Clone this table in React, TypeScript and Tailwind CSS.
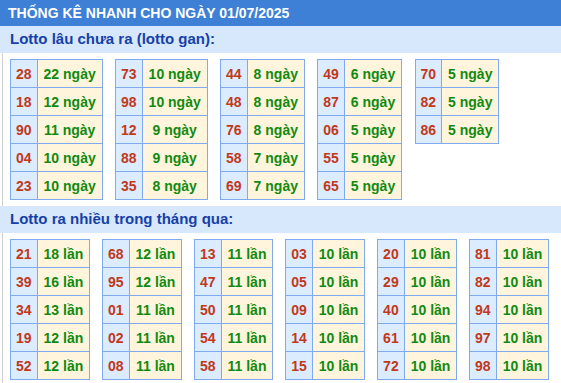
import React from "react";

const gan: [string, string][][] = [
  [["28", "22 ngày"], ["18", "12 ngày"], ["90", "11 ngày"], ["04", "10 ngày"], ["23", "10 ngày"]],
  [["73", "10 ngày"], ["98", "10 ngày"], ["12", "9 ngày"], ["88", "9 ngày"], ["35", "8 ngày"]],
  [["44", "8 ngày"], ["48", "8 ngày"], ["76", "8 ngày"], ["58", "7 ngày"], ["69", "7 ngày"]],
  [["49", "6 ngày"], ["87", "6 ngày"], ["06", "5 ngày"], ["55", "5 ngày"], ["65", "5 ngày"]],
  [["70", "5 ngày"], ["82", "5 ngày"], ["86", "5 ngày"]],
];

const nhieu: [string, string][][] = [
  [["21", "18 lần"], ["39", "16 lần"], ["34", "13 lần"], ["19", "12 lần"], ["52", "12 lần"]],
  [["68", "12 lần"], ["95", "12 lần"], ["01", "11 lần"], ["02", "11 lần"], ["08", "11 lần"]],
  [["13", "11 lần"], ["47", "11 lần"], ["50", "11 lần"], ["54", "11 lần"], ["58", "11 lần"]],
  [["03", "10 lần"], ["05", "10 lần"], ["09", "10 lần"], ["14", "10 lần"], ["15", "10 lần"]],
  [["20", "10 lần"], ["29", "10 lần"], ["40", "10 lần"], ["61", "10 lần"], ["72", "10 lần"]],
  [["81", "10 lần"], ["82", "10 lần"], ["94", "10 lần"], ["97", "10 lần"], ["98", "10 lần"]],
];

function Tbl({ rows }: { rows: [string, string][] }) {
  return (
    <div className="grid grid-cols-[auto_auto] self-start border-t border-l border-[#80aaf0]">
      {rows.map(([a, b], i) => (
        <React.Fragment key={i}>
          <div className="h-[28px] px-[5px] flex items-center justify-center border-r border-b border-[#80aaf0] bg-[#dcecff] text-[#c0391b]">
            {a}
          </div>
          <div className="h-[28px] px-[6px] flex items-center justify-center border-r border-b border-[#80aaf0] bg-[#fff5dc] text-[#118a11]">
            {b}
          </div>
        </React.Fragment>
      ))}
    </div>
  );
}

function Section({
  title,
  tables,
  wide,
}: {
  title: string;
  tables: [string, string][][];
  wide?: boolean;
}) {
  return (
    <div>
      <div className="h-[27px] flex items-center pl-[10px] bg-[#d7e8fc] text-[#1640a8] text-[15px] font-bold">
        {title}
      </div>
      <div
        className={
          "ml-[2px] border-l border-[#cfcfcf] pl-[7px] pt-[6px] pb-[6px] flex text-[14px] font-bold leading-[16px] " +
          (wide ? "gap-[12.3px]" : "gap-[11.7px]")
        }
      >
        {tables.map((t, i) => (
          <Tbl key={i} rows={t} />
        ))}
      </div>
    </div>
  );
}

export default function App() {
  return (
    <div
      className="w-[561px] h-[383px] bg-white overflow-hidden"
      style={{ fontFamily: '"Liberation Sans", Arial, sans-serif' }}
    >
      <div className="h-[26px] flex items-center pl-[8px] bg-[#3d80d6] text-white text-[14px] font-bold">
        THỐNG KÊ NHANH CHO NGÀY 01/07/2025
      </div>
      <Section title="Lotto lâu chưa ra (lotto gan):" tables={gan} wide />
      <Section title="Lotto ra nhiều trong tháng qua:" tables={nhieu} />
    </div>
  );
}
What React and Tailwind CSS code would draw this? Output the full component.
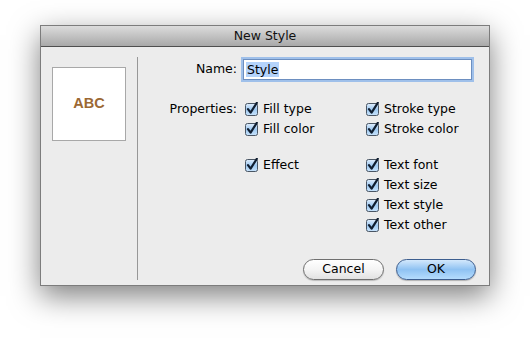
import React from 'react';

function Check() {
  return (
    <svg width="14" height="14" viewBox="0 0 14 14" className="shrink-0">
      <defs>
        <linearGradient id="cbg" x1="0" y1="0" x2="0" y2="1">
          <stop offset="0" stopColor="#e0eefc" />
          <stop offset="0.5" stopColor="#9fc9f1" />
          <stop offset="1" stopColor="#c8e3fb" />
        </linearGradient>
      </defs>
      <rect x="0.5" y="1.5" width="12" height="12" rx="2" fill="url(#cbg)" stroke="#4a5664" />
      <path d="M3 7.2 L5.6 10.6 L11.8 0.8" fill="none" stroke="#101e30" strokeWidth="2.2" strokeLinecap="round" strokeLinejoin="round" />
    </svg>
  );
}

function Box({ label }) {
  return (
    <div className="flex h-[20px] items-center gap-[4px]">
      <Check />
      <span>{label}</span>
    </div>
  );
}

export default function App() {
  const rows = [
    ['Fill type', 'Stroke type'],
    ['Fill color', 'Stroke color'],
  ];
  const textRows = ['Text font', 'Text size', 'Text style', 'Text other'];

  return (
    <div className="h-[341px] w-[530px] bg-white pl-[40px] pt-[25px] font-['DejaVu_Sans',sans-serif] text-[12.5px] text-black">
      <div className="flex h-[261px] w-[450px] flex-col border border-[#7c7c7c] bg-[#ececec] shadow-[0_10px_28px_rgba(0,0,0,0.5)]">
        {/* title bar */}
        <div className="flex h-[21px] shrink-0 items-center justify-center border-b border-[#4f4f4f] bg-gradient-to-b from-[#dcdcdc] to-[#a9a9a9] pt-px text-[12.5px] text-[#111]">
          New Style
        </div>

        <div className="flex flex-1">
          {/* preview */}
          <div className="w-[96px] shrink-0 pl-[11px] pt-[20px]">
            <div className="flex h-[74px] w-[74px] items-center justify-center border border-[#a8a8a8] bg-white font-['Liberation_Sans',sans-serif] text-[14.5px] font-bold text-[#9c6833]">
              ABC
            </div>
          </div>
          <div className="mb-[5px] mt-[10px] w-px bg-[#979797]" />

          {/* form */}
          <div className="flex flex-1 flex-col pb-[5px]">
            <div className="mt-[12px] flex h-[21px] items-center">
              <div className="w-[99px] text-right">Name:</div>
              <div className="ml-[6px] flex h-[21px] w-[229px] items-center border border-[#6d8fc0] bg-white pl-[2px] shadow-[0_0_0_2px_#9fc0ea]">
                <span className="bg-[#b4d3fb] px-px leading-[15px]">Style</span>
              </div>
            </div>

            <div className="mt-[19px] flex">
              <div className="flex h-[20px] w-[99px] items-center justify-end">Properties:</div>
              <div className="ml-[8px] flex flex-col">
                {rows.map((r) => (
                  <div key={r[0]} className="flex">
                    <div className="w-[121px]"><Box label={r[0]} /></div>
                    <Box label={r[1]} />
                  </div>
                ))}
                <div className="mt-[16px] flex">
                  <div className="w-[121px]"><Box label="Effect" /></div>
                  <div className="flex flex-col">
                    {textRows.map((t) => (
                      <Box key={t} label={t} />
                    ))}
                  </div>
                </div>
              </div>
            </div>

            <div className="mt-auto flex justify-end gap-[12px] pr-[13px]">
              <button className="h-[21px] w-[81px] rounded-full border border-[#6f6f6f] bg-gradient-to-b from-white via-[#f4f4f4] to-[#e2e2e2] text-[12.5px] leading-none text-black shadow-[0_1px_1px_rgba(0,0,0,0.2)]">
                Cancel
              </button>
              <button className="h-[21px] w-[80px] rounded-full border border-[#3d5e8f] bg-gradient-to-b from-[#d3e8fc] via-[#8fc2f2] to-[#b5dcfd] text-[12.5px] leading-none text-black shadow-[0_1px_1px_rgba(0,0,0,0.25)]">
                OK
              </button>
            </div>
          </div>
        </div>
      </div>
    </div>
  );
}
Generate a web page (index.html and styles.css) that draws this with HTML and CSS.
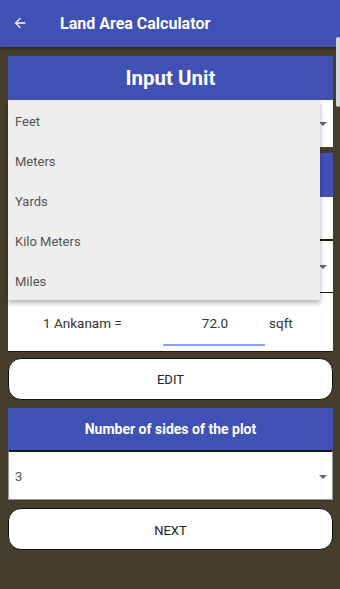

..........

> _Written problem_
All of the records need repeating exactly, except for the pictures.

> _Answer below_
Clone this table in React, TypeScript and Tailwind CSS.
import React from "react";

const gan: [string, string][][] = [
  [["28", "22 ngày"], ["18", "12 ngày"], ["90", "11 ngày"], ["04", "10 ngày"], ["23", "10 ngày"]],
  [["73", "10 ngày"], ["98", "10 ngày"], ["12", "9 ngày"], ["88", "9 ngày"], ["35", "8 ngày"]],
  [["44", "8 ngày"], ["48", "8 ngày"], ["76", "8 ngày"], ["58", "7 ngày"], ["69", "7 ngày"]],
  [["49", "6 ngày"], ["87", "6 ngày"], ["06", "5 ngày"], ["55", "5 ngày"], ["65", "5 ngày"]],
  [["70", "5 ngày"], ["82", "5 ngày"], ["86", "5 ngày"]],
];

const nhieu: [string, string][][] = [
  [["21", "18 lần"], ["39", "16 lần"], ["34", "13 lần"], ["19", "12 lần"], ["52", "12 lần"]],
  [["68", "12 lần"], ["95", "12 lần"], ["01", "11 lần"], ["02", "11 lần"], ["08", "11 lần"]],
  [["13", "11 lần"], ["47", "11 lần"], ["50", "11 lần"], ["54", "11 lần"], ["58", "11 lần"]],
  [["03", "10 lần"], ["05", "10 lần"], ["09", "10 lần"], ["14", "10 lần"], ["15", "10 lần"]],
  [["20", "10 lần"], ["29", "10 lần"], ["40", "10 lần"], ["61", "10 lần"], ["72", "10 lần"]],
  [["81", "10 lần"], ["82", "10 lần"], ["94", "10 lần"], ["97", "10 lần"], ["98", "10 lần"]],
];

function Tbl({ rows }: { rows: [string, string][] }) {
  return (
    <div className="grid grid-cols-[auto_auto] self-start border-t border-l border-[#80aaf0]">
      {rows.map(([a, b], i) => (
        <React.Fragment key={i}>
          <div className="h-[28px] px-[5px] flex items-center justify-center border-r border-b border-[#80aaf0] bg-[#dcecff] text-[#c0391b]">
            {a}
          </div>
          <div className="h-[28px] px-[6px] flex items-center justify-center border-r border-b border-[#80aaf0] bg-[#fff5dc] text-[#118a11]">
            {b}
          </div>
        </React.Fragment>
      ))}
    </div>
  );
}

function Section({
  title,
  tables,
  wide,
}: {
  title: string;
  tables: [string, string][][];
  wide?: boolean;
}) {
  return (
    <div>
      <div className="h-[27px] flex items-center pl-[10px] bg-[#d7e8fc] text-[#1640a8] text-[15px] font-bold">
        {title}
      </div>
      <div
        className={
          "ml-[2px] border-l border-[#cfcfcf] pl-[7px] pt-[6px] pb-[6px] flex text-[14px] font-bold leading-[16px] " +
          (wide ? "gap-[12.3px]" : "gap-[11.7px]")
        }
      >
        {tables.map((t, i) => (
          <Tbl key={i} rows={t} />
        ))}
      </div>
    </div>
  );
}

export default function App() {
  return (
    <div
      className="w-[561px] h-[383px] bg-white overflow-hidden"
      style={{ fontFamily: '"Liberation Sans", Arial, sans-serif' }}
    >
      <div className="h-[26px] flex items-center pl-[8px] bg-[#3d80d6] text-white text-[14px] font-bold">
        THỐNG KÊ NHANH CHO NGÀY 01/07/2025
      </div>
      <Section title="Lotto lâu chưa ra (lotto gan):" tables={gan} wide />
      <Section title="Lotto ra nhiều trong tháng qua:" tables={nhieu} />
    </div>
  );
}
What React and Tailwind CSS code would draw this? Output the full component.
import React from 'react';

function Check() {
  return (
    <svg width="14" height="14" viewBox="0 0 14 14" className="shrink-0">
      <defs>
        <linearGradient id="cbg" x1="0" y1="0" x2="0" y2="1">
          <stop offset="0" stopColor="#e0eefc" />
          <stop offset="0.5" stopColor="#9fc9f1" />
          <stop offset="1" stopColor="#c8e3fb" />
        </linearGradient>
      </defs>
      <rect x="0.5" y="1.5" width="12" height="12" rx="2" fill="url(#cbg)" stroke="#4a5664" />
      <path d="M3 7.2 L5.6 10.6 L11.8 0.8" fill="none" stroke="#101e30" strokeWidth="2.2" strokeLinecap="round" strokeLinejoin="round" />
    </svg>
  );
}

function Box({ label }) {
  return (
    <div className="flex h-[20px] items-center gap-[4px]">
      <Check />
      <span>{label}</span>
    </div>
  );
}

export default function App() {
  const rows = [
    ['Fill type', 'Stroke type'],
    ['Fill color', 'Stroke color'],
  ];
  const textRows = ['Text font', 'Text size', 'Text style', 'Text other'];

  return (
    <div className="h-[341px] w-[530px] bg-white pl-[40px] pt-[25px] font-['DejaVu_Sans',sans-serif] text-[12.5px] text-black">
      <div className="flex h-[261px] w-[450px] flex-col border border-[#7c7c7c] bg-[#ececec] shadow-[0_10px_28px_rgba(0,0,0,0.5)]">
        {/* title bar */}
        <div className="flex h-[21px] shrink-0 items-center justify-center border-b border-[#4f4f4f] bg-gradient-to-b from-[#dcdcdc] to-[#a9a9a9] pt-px text-[12.5px] text-[#111]">
          New Style
        </div>

        <div className="flex flex-1">
          {/* preview */}
          <div className="w-[96px] shrink-0 pl-[11px] pt-[20px]">
            <div className="flex h-[74px] w-[74px] items-center justify-center border border-[#a8a8a8] bg-white font-['Liberation_Sans',sans-serif] text-[14.5px] font-bold text-[#9c6833]">
              ABC
            </div>
          </div>
          <div className="mb-[5px] mt-[10px] w-px bg-[#979797]" />

          {/* form */}
          <div className="flex flex-1 flex-col pb-[5px]">
            <div className="mt-[12px] flex h-[21px] items-center">
              <div className="w-[99px] text-right">Name:</div>
              <div className="ml-[6px] flex h-[21px] w-[229px] items-center border border-[#6d8fc0] bg-white pl-[2px] shadow-[0_0_0_2px_#9fc0ea]">
                <span className="bg-[#b4d3fb] px-px leading-[15px]">Style</span>
              </div>
            </div>

            <div className="mt-[19px] flex">
              <div className="flex h-[20px] w-[99px] items-center justify-end">Properties:</div>
              <div className="ml-[8px] flex flex-col">
                {rows.map((r) => (
                  <div key={r[0]} className="flex">
                    <div className="w-[121px]"><Box label={r[0]} /></div>
                    <Box label={r[1]} />
                  </div>
                ))}
                <div className="mt-[16px] flex">
                  <div className="w-[121px]"><Box label="Effect" /></div>
                  <div className="flex flex-col">
                    {textRows.map((t) => (
                      <Box key={t} label={t} />
                    ))}
                  </div>
                </div>
              </div>
            </div>

            <div className="mt-auto flex justify-end gap-[12px] pr-[13px]">
              <button className="h-[21px] w-[81px] rounded-full border border-[#6f6f6f] bg-gradient-to-b from-white via-[#f4f4f4] to-[#e2e2e2] text-[12.5px] leading-none text-black shadow-[0_1px_1px_rgba(0,0,0,0.2)]">
                Cancel
              </button>
              <button className="h-[21px] w-[80px] rounded-full border border-[#3d5e8f] bg-gradient-to-b from-[#d3e8fc] via-[#8fc2f2] to-[#b5dcfd] text-[12.5px] leading-none text-black shadow-[0_1px_1px_rgba(0,0,0,0.25)]">
                OK
              </button>
            </div>
          </div>
        </div>
      </div>
    </div>
  );
}
Generate a web page (index.html and styles.css) that draws this with HTML and CSS.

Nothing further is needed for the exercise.